ECCTA – a reminder of the two key changes to corporate liability that it introduced

With effect from December 26, 2023, the Economic Crime and Corporate Transparency Act 2023 (ECCTA) fundamentally changed the rules on whose conduct can be attributed to a company for the purpose of holding a company liable for a crime.   

ECCTA significantly broadened the range of employees who can trigger corporate criminal liability for a wide range of ‘economic crime’ offences. With these offences, unlike the failure to prevent fraud offence (FTP Fraud offence) that was also introduced in ECCTA, there is no defence of having in place reasonable procedures and the senior manager test applies to all businesses, not just large ones. In addition, the senior manager test applies to a significantly wider list of offences than those caught by the FTP Fraud offence.  

The “directing mind and will” has now, under ECCTA, been replaced for certain economic crime offences 

Before ECCTA, the general position had been that where a criminal offence requires proof of a specific mental state (e.g. intent or recklessness, known as the mens rea), a company could only be prosecuted for an offence if an individual who represented the company’s “directing mind and will” possessed that state of mind. Prosecutors have often struggled to satisfy the test for large organisations with a decentralised chain of command.

There is now a new senior manager test for economic crimes 

ECCTA supplemented the “directing mind and will” test with a new ‘senior manager’ test for a defined list of economic crimes.  The economic crimes are listed in Schedule 12 to ECCTA, and include fraud, bribery, money-laundering, cheating the public revenue, false accounting, misleading the market, sanctions and certain financial services offences under the Financial Services and Markets Act 2000 such as misleading the FCA or PRA. The new senior manager test came into effect on December 26, 2023.

The new test means that a company or partnership commits an economic crime offence if the offence is committed with the involvement of a “senior manager”. In broad terms, a senior manager is defined as an individual who plays a significant role in the decision-making process, or actual management or organisation, of the business (or a substantial part of it). See our detailed article on the new senior manager test

The primary purpose of the “senior manager” test is to make it easier for prosecutors to pursue a business for economic crimes. At the time of writing, there has still been no guidance to help organisations navigate this test and the difficult question of who qualifies as a senior manager, despite the expectation that guidance was being drafted.  

The Crime and Policing Bill 2025 intends to  expand the senior manager test all criminal offences

Section 130 of the Crime and Policing Bill proposes to expand the senior manager test to all criminal offences, not just economic crimes. It would mean that where a senior manager of a corporate entity (a company or partnership of any size), acting within the actual or apparent scope of their authority, commits a criminal offence, the organisation also commits that offence.   

The expected impact of this proposed change is huge

Even before ECCTA, the UK Law Commission had recommended that the new senior manager test apply to all crimes, right from Day 1. The decision to limit it to economic crimes only in the first instance was blamed on the scope of the ECCTA (it was a Bill all about economic crime after all).  

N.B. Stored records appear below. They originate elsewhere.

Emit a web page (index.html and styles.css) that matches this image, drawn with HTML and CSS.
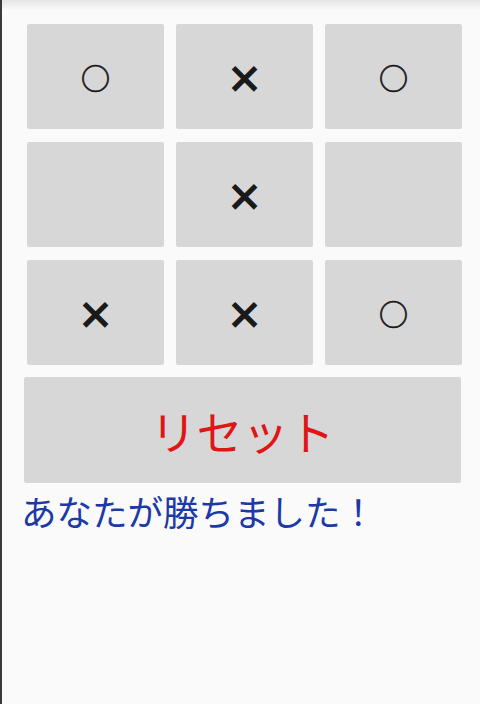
FILE: index.html
```html
<!DOCTYPE html>
<html lang="ja">
<head>
    <meta charset="UTF-8">
    <meta name="viewport" content="width=device-width, initial-scale=1.0">
    <title>三目並べ</title>
    <link rel="stylesheet" href="styles.css">
</head>
<body>
    <div class="screen">
        <div class="board">
            <button class="cell mark-o">○</button>
            <button class="cell mark-x">×</button>
            <button class="cell mark-o">○</button>
            <button class="cell"></button>
            <button class="cell mark-x">×</button>
            <button class="cell"></button>
            <button class="cell mark-x">×</button>
            <button class="cell mark-x">×</button>
            <button class="cell mark-o">○</button>
        </div>

        <button class="reset-button">リセット</button>

        <p class="result">あなたが勝ちました！</p>
    </div>
</body>
</html>
```

FILE: styles.css
```css
html, body {
    margin: 0;
    height: 100%;
}
body {
    background-color: #fafafa;
    font-family: "Noto Sans CJK JP", "Noto Sans", sans-serif;
}
.screen {
    box-sizing: border-box;
    height: 100%;
    border-left: 2px solid #3a3a3a;
    padding: 24px 19px 0 22px;
    background: linear-gradient(to bottom, #e4e4e4 0, #fafafa 10px);
}
.board {
    display: grid;
    grid-template-columns: repeat(3, 137px);
    grid-auto-rows: 105px;
    column-gap: 12px;
    row-gap: 13px;
    margin: 0 0 0 3px;
}
.cell {
    border: none;
    border-radius: 2px;
    background-color: #d7d7d7;
    color: #1a1a1a;
    font-family: inherit;
    padding: 0;
    cursor: pointer;
}
.cell.mark-o {
    font-size: 29px;
    -webkit-text-stroke: 0.7px #1a1a1a;
}
.cell.mark-x {
    font-size: 36px;
    font-weight: 700;
    -webkit-text-stroke: 1.4px #1a1a1a;
}
.reset-button {
    display: block;
    width: 437px;
    height: 106px;
    margin-top: 12px;
    border: none;
    border-radius: 2px;
    background-color: #d7d7d7;
    color: #e01515;
    font-family: inherit;
    font-size: 46px;
    cursor: pointer;
}
.result {
    margin: 8px 0 0 -3px;
    color: #1c3aa6;
    font-size: 35.5px;
    line-height: 40px;
}
```
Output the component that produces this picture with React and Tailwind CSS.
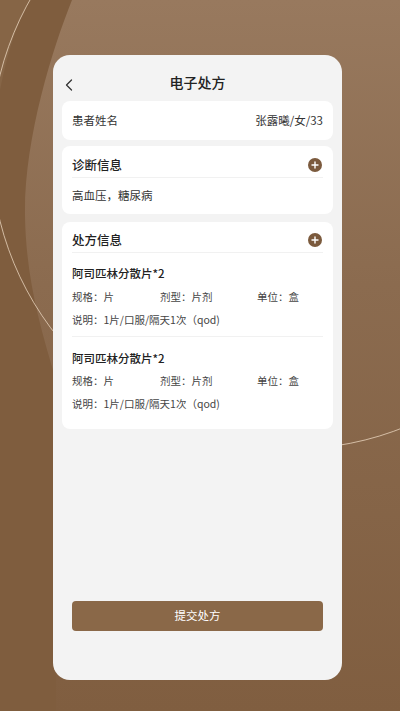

Nonetheless, that the UK Government is considering following this recommendation is a hugely significant step. If enacted, it will increase the compliance burden on organisations wishing to protect themselves from additional vulnerability to criminal prosecution, including private prosecutions.

If all criminal offences are added, then corporate liability would apply, e.g. where a senior manager commits an offence relating to the environment, computer misuse, data protection, modern slavery, human trafficking, and health & safety. Some of these types of offences make sense, e.g. computer misuse would appear to be an offence that might be particularly likely to occur in a corporate context as the commission of the offence might be aimed at providing a business advantage to the corporate employer (and therefore to the employee too). One can see an argument for a company being ‘morally’ culpable for such an offence. However, there are some offences where this argument is more difficult, e.g. sexual offences, harassment, and violent crime. The Bill therefore brings the question of whether an offence can (or should) be committed by a company into much sharper focus.

The widened scope of the senior manager test is exacerbated by the fact that:

  • Unlike the ‘failure to prevent’ offences relating to bribery, tax and fraud, there is no reasonable (or adequate) procedures defence for a company charged with the criminal offence on the basis of the senior manager test.  
  • There is also no requirement under the senior manager test for there to have been an intended benefit to the company by the senior manager committing the offence.
  • Some criminal offences can be committed ‘recklessly’, not just ‘intentionally’. This lower level of ‘mens rea’ means that if a senior manager is aware of a risk but goes ahead with it anyway, the ‘reckless’ test may be satisfied – and the company will have committed a criminal offence.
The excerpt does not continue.